I meant there are highly creative accountants but they do tend
to end up in prison.
Chair: We've got a lot of them in gaol. Let's go back for a final question today
from Simon Gross.
Question: Professor Doherty, I'm going to ask you a personal
question on a point of clarification.
In your speech you seemed to refer to yourself as a religious
believer. That doesn't fit with the
text that you handed out. I just wanted
to ask you to clarify where you sit on this big issue.
Peter Doherty: I'm
not, I expect that when I'm dead I'll be dead, quite frankly. I was brought up
in a religious context and went through a religious phase and so forth and I
value a lot of the things that I got from that upbringing and I think
we're to some extent missing something in society that people don't any longer
get a lot of that activity because it did cause people to think about other
things than just simply material success and material benefit. But I couldn't at this stage claim to be a
religious believer.
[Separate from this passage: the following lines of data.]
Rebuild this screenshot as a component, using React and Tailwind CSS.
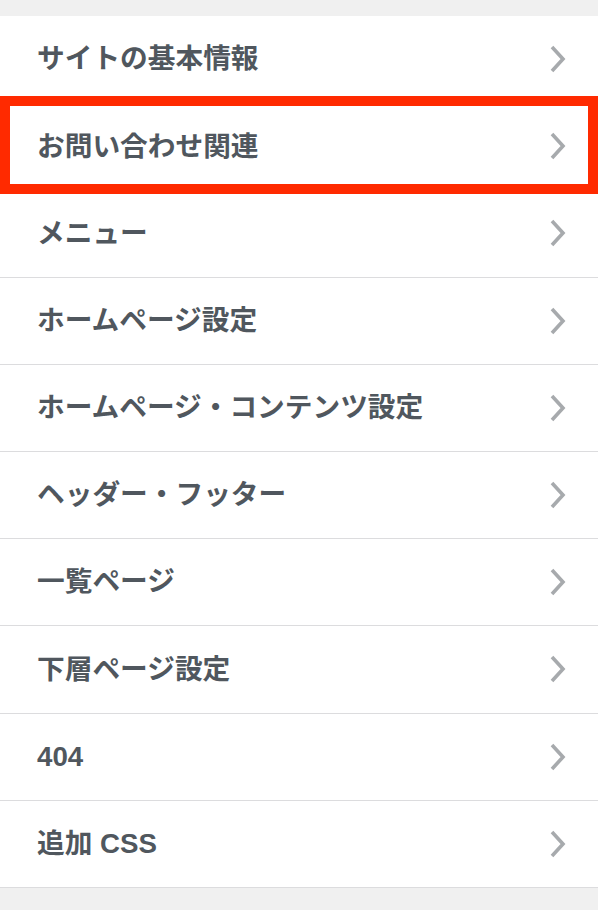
import React from 'react';

const sections = [
  'サイトの基本情報',
  'お問い合わせ関連',
  'メニュー',
  'ホームページ設定',
  'ホームページ・コンテンツ設定',
  'ヘッダー・フッター',
  '一覧ページ',
  '下層ページ設定',
  '404',
  '追加 CSS',
];

const Chevron = () => (
  <svg width="18" height="30" viewBox="0 0 18 30" fill="none">
    <path d="M3 3l11 12-11 12" stroke="#a7aaad" strokeWidth="3.6" />
  </svg>
);

export default function App() {
  return (
    <div
      className="relative w-[598px] h-[910px] bg-[#f0f0f0] pt-4 overflow-hidden"
      style={{ fontFamily: '"Liberation Sans", "Noto Sans CJK JP", sans-serif' }}
    >
      <ul className="bg-white">
        {sections.map((label) => (
          <li
            key={label}
            className="h-[87.2px] flex items-center justify-between pl-[37px] pr-[31px] border-b-[1.5px] border-[#dcdcde]"
          >
            <span className="text-[27.7px] font-bold text-[#50575e]">{label}</span>
            <Chevron />
          </li>
        ))}
      </ul>

      {/* highlight annotation */}
      <div className="absolute left-0 top-[96px] w-[598px] h-[98px] border-[10px] border-[#ff2a00] pointer-events-none" />
    </div>
  );
}
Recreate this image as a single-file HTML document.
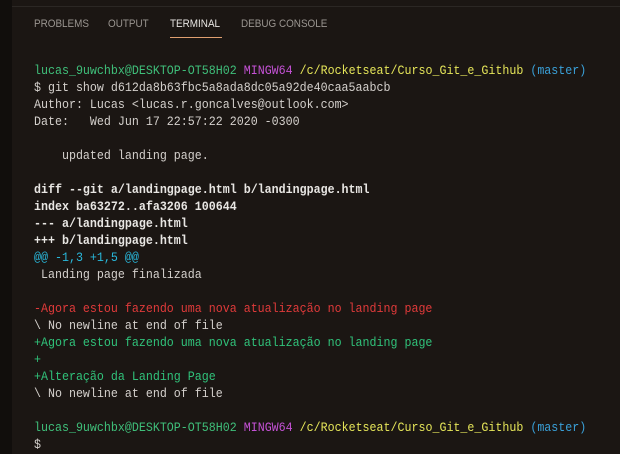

The way I fake my
way out of this is I say that the definition in the First Epistle of St John is
God is love and we all believe in love and that's a very satisfactory
definition, but my religious friends tell me that doesn't get me into the club
at all.
Chair: Thank you very much.
Peter Doherty it's been great to have you back. Thank you very much for this past hour and
especially for your contributions to these awards which promote many of the
causes that you support and agree with.
We'd like you to come back whenever you like. Here's a membership card to get you through the door.
Peter Doherty: Oh! Marvelous. Thank you.